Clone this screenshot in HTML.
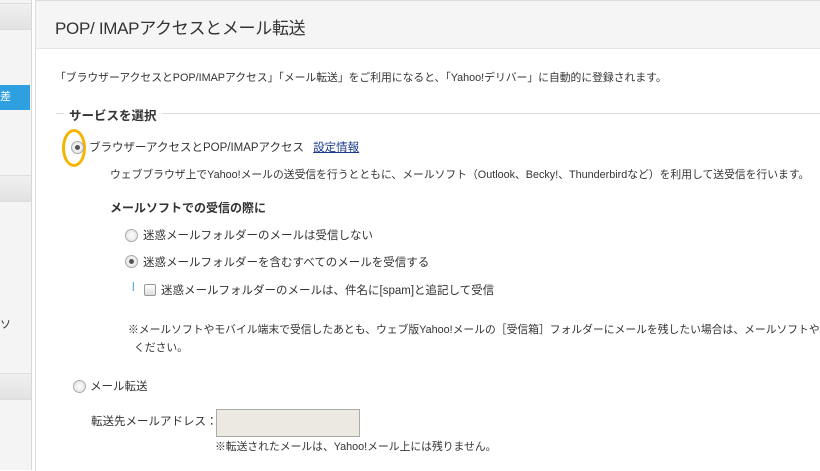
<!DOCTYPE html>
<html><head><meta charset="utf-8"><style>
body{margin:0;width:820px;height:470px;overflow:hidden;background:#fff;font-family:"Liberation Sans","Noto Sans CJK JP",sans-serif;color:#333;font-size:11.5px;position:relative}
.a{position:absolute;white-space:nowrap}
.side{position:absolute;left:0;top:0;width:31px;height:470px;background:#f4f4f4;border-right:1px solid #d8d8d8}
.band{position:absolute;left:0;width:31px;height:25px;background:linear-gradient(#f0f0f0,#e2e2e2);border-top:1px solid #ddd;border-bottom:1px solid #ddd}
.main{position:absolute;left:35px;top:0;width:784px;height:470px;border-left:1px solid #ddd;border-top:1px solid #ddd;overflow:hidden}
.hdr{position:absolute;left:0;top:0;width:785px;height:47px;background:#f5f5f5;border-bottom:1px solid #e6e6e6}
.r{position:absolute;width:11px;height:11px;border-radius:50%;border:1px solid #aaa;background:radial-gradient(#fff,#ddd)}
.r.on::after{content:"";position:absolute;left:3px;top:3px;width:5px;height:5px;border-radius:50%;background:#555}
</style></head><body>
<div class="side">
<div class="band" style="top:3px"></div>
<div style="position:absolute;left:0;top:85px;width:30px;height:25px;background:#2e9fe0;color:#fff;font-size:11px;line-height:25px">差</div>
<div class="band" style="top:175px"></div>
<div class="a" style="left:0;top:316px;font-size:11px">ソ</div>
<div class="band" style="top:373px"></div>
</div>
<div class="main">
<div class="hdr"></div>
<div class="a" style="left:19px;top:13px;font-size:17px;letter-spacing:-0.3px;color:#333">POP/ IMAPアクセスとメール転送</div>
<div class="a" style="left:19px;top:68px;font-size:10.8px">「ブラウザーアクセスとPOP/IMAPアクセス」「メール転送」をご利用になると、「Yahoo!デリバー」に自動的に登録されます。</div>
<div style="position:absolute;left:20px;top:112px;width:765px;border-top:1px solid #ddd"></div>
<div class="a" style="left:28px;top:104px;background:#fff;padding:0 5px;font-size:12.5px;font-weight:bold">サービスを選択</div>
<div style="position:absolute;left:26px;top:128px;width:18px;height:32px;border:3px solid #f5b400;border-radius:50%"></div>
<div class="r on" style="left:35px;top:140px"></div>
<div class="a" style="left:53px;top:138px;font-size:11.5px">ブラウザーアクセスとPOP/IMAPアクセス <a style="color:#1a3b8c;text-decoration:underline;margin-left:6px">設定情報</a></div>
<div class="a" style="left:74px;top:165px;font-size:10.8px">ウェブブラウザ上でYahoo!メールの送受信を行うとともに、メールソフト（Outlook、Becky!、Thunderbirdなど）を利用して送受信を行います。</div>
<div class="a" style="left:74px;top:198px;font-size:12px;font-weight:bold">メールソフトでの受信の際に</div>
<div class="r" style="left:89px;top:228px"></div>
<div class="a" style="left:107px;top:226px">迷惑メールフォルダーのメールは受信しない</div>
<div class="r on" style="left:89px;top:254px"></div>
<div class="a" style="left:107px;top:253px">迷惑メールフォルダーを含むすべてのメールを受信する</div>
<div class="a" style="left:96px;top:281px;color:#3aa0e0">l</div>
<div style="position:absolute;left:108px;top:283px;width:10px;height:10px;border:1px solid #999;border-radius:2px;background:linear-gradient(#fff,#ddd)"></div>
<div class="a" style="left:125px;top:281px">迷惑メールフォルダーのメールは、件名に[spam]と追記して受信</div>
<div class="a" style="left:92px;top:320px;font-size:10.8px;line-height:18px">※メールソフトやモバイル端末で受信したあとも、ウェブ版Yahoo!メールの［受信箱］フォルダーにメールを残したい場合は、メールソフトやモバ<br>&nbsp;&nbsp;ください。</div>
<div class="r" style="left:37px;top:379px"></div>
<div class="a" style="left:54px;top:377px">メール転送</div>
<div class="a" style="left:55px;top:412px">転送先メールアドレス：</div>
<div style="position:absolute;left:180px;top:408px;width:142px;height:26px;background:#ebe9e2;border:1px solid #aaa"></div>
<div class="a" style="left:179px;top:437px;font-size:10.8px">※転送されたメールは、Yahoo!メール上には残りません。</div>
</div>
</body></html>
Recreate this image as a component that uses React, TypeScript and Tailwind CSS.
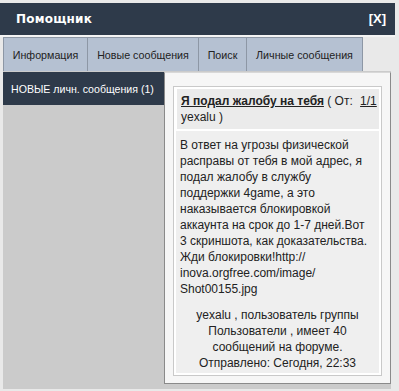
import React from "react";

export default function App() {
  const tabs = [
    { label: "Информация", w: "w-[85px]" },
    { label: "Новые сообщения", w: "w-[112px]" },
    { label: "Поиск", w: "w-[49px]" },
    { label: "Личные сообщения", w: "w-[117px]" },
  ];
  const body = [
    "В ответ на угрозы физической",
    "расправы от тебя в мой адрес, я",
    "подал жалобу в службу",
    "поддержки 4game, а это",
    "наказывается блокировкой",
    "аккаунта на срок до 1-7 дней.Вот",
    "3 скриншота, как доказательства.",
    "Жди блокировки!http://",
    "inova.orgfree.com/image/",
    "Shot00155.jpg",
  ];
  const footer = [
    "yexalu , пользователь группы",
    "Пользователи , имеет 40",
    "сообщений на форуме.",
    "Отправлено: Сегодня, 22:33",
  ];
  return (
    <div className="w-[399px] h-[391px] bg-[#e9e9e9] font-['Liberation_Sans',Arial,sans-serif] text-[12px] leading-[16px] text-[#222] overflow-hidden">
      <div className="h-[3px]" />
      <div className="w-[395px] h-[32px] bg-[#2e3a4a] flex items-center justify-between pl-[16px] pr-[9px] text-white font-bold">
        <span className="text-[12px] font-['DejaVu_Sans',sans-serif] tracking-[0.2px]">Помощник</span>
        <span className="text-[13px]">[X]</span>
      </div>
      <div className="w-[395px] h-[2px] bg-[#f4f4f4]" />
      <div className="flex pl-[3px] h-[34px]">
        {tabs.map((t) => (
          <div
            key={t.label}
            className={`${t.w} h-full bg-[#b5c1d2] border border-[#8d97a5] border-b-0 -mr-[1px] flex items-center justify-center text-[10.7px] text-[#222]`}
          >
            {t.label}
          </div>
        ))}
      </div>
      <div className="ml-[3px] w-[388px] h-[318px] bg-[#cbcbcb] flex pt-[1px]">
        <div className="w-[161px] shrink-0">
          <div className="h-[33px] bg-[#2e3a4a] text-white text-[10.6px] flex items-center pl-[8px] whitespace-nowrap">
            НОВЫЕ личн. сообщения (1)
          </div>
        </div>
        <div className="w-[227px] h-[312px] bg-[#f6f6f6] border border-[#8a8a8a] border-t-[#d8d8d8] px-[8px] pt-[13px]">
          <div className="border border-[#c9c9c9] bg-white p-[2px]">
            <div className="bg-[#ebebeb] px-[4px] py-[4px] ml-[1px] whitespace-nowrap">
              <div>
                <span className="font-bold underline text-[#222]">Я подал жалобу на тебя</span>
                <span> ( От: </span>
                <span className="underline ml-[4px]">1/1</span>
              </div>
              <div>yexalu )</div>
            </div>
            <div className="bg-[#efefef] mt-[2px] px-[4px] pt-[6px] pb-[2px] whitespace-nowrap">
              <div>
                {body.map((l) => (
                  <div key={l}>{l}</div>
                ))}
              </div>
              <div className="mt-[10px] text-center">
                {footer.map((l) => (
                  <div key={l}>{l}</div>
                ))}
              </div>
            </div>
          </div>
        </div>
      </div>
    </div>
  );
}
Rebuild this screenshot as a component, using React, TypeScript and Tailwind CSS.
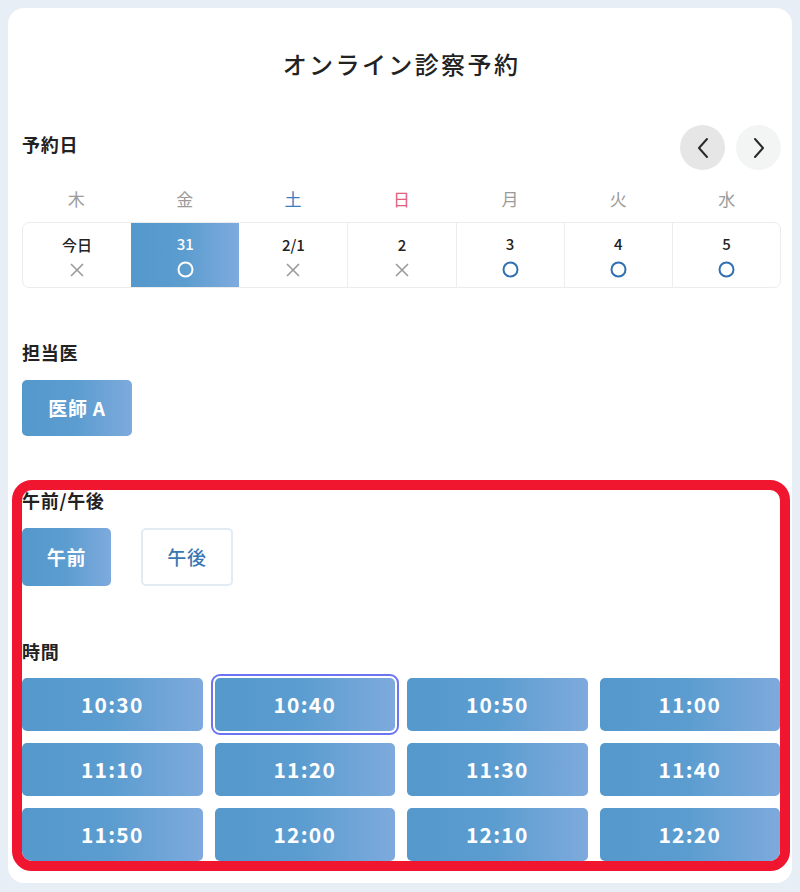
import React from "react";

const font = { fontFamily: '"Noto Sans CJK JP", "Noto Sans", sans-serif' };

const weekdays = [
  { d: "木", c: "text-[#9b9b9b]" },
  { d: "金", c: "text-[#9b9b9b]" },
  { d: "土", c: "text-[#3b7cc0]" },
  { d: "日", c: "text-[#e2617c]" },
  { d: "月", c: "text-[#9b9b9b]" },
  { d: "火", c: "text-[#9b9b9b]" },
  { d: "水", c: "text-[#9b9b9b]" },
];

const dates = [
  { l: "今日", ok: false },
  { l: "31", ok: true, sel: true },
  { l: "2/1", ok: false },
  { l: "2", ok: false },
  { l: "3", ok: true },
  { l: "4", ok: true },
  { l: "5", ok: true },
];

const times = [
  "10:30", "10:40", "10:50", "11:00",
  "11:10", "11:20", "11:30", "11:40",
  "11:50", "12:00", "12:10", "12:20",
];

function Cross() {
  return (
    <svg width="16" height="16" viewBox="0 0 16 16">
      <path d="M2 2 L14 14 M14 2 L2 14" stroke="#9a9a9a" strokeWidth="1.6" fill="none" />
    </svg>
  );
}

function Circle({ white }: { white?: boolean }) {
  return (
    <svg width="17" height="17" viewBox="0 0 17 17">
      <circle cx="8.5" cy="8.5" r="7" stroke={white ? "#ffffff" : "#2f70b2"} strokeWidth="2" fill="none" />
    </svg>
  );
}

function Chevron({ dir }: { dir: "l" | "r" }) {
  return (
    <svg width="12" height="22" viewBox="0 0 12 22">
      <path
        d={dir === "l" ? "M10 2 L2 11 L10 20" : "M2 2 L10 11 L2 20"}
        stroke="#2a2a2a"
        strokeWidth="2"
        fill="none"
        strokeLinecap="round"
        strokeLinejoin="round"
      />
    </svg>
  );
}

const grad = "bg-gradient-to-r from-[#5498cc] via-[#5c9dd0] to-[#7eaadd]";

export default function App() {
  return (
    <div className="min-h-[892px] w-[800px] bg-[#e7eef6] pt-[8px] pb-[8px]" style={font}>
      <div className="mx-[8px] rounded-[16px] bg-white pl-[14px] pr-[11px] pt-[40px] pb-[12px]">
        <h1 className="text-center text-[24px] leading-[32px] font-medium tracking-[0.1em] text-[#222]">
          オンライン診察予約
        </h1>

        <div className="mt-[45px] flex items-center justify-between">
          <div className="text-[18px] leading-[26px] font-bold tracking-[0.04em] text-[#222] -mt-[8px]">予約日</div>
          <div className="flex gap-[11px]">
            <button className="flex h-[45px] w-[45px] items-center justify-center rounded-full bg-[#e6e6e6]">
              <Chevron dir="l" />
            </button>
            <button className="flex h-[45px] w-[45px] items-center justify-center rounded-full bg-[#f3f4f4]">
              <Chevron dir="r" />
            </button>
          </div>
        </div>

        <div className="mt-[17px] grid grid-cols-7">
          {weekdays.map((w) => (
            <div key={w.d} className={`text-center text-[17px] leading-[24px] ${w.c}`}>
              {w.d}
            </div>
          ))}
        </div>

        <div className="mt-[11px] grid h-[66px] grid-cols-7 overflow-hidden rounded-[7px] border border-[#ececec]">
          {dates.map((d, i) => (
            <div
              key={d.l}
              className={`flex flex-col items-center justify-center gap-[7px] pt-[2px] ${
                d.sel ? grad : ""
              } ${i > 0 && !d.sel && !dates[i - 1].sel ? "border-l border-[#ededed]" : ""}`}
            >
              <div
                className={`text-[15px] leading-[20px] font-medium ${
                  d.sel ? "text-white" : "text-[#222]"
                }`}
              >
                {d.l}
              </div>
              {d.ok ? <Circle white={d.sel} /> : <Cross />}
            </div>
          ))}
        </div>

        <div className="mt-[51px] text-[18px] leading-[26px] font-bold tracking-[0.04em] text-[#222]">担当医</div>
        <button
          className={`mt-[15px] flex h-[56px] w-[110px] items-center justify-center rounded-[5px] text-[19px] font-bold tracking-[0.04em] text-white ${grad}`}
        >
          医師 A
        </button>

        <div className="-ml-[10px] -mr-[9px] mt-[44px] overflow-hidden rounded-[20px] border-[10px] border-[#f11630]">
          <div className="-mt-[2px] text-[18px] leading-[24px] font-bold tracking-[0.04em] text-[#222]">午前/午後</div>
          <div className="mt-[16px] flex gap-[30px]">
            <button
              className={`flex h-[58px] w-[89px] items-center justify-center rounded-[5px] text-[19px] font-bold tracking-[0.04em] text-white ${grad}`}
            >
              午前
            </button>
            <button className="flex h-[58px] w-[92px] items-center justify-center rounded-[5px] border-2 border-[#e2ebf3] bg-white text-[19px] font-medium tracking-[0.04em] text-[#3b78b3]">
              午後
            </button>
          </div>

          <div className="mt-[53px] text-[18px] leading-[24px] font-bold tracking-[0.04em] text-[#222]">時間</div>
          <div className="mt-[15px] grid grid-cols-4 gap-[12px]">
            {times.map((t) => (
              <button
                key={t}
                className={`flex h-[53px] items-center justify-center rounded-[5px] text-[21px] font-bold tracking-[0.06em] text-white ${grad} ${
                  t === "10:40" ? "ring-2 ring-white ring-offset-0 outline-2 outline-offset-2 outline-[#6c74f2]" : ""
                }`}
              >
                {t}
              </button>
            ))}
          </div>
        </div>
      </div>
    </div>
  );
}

--

:: GIVEN INSTRUCTION ::
Gather and return every line that holds the string "screenshot".

:: REPLY ::
Clone this screenshot in HTML.
Rebuild this screenshot as a component, using React, TypeScript and Tailwind CSS.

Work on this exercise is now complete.